The FW5 pales in comparison in this aspect. Although you can roughly hear the mid-bass presence in the FW5 it is the AVA that has more punch with better sub-bass and mid-bass quality and quantity.
With the midrange, both have good clarity and natural presentation. The main difference is that the FiiO FW5 has a more forward tuning and thinner timbre compared to the AVA which has placed the midrange a bit to the back with a thicker timbre.
The treble on the FW5 has a lot more presence. I would have to say that the FW5 is bright sounding while the SHOZY is a bit reserved in this aspect. Between the two, I prefer the AVA’s more conservative tuning.
When it comes to soundstage and imaging, both perform relatively well within their price point. Both are sub $200 TWS monitors where you can’t expect an expensive soundstage. They both do have a good sense of width, height, and depth.

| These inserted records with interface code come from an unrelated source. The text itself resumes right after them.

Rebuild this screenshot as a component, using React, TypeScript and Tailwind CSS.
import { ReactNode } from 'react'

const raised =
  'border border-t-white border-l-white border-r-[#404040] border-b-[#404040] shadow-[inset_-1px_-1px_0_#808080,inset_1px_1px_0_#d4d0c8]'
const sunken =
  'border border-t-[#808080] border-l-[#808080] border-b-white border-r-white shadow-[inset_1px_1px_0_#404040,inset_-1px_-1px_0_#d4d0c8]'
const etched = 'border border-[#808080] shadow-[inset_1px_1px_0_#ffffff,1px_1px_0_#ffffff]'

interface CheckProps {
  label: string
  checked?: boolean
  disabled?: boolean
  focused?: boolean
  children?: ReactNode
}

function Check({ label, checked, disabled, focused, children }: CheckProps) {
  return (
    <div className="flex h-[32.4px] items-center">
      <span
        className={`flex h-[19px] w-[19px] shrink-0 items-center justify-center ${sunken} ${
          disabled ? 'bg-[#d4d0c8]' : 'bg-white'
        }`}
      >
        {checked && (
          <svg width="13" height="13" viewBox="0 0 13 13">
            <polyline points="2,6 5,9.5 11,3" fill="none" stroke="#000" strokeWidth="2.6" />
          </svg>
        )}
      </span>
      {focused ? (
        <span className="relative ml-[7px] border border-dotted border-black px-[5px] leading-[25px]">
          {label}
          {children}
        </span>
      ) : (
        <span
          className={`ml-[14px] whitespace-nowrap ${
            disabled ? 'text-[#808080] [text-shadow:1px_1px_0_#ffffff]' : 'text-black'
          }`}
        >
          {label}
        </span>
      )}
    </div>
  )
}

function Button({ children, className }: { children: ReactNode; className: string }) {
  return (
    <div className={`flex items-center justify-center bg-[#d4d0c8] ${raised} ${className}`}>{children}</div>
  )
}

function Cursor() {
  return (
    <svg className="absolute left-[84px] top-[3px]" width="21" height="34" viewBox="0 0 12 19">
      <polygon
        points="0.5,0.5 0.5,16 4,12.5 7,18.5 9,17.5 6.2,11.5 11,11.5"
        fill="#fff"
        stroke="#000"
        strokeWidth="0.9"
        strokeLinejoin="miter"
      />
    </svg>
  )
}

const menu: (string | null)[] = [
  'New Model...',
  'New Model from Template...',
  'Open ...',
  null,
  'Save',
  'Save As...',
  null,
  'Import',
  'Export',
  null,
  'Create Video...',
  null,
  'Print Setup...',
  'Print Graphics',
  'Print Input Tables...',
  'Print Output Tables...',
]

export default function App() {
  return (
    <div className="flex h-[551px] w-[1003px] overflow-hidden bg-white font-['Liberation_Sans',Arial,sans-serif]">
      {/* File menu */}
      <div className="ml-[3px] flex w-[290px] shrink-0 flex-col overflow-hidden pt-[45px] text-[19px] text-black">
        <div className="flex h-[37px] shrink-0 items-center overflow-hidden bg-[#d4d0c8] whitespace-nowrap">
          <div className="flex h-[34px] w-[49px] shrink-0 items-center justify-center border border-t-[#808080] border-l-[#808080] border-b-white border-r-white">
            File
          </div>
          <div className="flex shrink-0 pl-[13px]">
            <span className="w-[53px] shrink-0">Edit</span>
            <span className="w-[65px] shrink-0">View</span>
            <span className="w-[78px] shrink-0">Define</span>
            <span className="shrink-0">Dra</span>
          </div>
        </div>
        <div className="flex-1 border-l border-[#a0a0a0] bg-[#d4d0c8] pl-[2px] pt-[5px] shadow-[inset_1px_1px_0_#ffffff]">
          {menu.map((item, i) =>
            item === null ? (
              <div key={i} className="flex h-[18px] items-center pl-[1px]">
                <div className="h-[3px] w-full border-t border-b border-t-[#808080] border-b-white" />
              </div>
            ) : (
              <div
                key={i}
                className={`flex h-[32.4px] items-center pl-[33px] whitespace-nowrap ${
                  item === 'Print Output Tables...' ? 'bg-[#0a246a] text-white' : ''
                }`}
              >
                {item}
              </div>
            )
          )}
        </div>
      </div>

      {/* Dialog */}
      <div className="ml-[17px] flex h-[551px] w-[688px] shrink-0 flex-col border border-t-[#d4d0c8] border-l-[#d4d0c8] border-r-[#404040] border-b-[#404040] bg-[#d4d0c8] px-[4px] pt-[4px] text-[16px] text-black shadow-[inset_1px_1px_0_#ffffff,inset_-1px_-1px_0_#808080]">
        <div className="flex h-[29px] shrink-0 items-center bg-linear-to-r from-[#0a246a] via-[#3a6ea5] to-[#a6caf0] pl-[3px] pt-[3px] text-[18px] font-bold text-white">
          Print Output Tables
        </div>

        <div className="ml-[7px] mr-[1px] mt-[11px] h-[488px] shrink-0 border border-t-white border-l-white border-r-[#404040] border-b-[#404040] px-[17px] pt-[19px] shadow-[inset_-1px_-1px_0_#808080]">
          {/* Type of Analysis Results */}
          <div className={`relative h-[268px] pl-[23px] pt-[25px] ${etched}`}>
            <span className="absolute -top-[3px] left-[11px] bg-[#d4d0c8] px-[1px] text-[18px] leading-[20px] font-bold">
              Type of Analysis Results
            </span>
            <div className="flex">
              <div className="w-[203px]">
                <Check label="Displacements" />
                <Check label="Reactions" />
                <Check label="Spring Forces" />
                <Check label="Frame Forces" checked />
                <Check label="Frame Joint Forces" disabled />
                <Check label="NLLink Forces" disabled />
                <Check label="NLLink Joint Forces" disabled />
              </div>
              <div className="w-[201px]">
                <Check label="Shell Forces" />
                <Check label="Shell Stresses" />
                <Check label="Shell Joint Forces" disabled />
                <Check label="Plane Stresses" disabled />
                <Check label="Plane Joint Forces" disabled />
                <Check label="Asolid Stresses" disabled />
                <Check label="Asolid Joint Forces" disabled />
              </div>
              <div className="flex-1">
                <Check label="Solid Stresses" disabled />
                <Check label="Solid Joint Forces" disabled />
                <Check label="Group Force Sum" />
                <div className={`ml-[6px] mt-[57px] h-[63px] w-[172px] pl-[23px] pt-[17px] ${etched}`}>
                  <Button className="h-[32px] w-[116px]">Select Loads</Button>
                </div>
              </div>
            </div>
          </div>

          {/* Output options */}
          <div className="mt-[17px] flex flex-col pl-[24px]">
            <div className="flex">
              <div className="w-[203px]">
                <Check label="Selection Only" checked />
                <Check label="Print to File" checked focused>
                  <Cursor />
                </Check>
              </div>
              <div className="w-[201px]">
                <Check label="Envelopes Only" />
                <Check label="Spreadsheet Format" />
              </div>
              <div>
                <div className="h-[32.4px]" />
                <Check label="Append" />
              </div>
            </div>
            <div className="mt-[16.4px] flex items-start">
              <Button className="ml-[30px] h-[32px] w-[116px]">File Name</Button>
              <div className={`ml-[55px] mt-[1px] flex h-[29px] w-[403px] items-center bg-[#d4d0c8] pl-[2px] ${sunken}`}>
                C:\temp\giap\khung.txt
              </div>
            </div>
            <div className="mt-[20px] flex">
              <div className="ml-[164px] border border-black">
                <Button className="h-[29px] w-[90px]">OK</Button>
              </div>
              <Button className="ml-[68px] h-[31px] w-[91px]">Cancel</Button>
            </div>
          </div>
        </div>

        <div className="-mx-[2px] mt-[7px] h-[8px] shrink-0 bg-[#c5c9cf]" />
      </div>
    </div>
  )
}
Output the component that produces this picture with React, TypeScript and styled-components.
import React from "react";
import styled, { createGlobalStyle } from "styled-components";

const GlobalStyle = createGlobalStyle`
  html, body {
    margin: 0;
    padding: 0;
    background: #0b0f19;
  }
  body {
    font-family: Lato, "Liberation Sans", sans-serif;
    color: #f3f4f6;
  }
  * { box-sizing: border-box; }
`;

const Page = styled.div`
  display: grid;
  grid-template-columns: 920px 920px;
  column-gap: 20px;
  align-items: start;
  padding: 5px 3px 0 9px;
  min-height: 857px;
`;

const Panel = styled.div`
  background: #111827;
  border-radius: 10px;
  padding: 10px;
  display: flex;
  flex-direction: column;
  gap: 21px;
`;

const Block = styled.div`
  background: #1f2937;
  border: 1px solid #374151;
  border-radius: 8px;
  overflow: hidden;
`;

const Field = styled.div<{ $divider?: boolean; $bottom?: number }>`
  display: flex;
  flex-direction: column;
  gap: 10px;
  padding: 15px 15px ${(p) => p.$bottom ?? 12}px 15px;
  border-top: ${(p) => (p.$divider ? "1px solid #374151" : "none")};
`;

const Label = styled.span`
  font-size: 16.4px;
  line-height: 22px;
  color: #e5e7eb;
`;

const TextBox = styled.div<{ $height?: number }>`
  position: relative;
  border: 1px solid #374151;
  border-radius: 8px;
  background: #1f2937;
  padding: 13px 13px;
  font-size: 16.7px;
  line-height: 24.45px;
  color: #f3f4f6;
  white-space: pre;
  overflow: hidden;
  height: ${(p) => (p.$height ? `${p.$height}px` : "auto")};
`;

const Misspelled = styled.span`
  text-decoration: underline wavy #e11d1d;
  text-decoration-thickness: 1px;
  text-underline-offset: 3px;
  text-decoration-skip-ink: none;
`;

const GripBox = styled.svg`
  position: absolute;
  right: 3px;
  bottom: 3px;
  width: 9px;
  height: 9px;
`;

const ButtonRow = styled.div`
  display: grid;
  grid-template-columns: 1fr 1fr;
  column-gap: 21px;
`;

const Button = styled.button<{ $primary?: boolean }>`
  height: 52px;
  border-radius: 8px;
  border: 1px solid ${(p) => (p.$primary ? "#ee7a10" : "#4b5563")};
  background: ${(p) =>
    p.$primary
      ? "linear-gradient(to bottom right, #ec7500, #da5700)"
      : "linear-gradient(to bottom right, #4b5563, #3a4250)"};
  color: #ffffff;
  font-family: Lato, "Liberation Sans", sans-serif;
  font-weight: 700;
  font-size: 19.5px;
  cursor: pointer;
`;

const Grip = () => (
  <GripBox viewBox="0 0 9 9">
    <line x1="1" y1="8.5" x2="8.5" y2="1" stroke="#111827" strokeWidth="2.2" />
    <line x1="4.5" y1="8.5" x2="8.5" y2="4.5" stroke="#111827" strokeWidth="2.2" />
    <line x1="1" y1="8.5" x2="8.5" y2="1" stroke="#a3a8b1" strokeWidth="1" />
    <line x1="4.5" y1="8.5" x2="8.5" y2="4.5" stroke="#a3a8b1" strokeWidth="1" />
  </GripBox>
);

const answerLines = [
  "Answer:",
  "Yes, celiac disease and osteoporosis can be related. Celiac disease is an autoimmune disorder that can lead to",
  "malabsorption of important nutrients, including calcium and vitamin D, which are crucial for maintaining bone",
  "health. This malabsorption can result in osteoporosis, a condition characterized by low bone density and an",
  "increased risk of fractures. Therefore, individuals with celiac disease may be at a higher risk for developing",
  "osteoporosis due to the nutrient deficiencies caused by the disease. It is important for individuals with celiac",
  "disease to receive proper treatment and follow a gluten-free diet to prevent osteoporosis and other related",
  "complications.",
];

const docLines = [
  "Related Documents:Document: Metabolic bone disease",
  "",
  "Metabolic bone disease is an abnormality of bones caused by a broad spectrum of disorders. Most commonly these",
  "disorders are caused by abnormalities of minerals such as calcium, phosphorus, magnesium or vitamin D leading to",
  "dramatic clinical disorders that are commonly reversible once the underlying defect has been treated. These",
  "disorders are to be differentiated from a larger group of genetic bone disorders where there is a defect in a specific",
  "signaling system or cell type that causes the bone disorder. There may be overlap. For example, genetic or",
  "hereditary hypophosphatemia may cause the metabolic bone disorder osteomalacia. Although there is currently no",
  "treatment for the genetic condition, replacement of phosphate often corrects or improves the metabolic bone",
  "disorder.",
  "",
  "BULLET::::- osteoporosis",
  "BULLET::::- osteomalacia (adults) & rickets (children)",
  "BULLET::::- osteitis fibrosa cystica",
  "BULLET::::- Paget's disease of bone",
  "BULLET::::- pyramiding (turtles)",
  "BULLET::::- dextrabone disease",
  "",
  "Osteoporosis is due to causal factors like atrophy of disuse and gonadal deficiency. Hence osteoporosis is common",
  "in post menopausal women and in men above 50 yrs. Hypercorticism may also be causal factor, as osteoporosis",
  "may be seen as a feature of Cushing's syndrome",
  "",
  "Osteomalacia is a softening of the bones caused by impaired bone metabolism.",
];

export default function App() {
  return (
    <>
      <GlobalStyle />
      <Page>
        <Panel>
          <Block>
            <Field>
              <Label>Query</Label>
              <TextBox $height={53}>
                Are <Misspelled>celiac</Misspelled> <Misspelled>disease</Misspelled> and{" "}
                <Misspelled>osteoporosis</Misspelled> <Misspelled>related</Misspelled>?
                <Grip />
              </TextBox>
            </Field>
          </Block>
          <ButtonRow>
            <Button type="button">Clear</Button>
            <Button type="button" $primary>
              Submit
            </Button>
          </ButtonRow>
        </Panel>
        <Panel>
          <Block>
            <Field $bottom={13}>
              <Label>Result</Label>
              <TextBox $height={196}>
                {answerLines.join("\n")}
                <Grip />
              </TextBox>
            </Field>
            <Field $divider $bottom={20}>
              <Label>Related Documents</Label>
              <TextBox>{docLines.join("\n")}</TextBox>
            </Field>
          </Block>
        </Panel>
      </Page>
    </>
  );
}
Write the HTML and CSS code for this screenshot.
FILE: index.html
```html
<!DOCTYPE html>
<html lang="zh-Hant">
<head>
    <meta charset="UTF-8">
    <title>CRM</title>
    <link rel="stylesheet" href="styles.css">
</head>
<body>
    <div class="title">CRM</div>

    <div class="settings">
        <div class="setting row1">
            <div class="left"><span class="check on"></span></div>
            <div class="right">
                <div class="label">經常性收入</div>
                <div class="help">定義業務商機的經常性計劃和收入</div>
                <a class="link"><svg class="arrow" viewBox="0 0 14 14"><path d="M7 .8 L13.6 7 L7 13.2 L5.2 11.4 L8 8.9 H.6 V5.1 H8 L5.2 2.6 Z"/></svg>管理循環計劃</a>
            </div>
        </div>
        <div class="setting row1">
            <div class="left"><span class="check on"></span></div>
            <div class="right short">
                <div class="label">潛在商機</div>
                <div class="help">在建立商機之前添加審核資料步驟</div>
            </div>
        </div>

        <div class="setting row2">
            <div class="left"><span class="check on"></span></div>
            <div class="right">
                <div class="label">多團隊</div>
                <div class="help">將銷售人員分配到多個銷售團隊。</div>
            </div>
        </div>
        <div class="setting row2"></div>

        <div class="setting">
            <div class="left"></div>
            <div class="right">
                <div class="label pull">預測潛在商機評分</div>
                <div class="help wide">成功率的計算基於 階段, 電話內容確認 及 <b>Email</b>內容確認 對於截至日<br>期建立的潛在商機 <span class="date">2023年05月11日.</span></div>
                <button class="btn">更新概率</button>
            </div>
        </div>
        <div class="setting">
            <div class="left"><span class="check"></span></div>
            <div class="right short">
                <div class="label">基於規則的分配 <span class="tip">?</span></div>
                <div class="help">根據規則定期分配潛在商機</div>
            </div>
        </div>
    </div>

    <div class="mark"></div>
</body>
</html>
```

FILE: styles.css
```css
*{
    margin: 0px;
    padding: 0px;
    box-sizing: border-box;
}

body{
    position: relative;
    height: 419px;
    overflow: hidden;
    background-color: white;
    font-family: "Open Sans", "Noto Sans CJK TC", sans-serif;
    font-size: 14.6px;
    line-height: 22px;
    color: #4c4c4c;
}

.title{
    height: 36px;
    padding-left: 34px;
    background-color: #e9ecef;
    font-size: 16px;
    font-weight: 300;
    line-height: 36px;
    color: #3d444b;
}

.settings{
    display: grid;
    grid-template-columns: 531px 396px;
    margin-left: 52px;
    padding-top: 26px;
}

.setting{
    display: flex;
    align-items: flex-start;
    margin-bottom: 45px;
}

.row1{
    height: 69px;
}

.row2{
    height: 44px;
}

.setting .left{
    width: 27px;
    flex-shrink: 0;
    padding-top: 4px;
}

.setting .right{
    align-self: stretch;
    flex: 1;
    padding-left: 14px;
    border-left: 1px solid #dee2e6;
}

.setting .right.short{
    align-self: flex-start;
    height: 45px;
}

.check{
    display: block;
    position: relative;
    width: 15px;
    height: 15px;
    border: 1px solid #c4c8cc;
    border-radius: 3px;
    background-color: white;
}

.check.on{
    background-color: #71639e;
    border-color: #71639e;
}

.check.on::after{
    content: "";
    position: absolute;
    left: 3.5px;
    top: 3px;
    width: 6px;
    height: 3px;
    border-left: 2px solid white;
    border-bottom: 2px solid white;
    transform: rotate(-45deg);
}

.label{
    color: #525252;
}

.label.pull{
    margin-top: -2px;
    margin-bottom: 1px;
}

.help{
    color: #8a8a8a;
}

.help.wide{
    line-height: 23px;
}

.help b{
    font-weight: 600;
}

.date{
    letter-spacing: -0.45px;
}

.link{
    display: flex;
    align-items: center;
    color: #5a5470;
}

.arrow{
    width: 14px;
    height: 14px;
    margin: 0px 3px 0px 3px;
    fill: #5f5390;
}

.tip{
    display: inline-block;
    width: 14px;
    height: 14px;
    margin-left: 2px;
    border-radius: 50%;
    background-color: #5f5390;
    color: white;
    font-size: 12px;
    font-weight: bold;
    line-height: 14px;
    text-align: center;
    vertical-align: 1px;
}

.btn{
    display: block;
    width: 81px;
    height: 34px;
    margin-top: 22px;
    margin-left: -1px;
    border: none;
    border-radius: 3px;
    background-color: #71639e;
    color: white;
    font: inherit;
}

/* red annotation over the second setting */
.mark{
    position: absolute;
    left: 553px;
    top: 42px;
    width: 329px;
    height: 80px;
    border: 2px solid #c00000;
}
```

The AVA is more well-balanced with more depth and maintains an average soundstage while the FW5 has a wider soundstage but taller highs. Imaging is also spot on without sounding monodirectional across different genres.
The SHOZY AVA is the company’s first attempt in the TWS space. Although these are not the most technical sounding, it’s a ton of fun to listen to. I can confidently tell that these are made for both audiophiles and non-audiophiles alike with their signature tuning that surely will upgrade the listening experience.
With a price of $169, it is price competitive with a lot of contenders in this space. If the only consideration is sound quality, where ANC and IP ratings are not part of the considerations, I can easily recommend these monitors with their comfortable fit and fun tuning.
But if ANC and IP Ratings are important features, you can look elsewhere for getting a better value in terms of all-around features.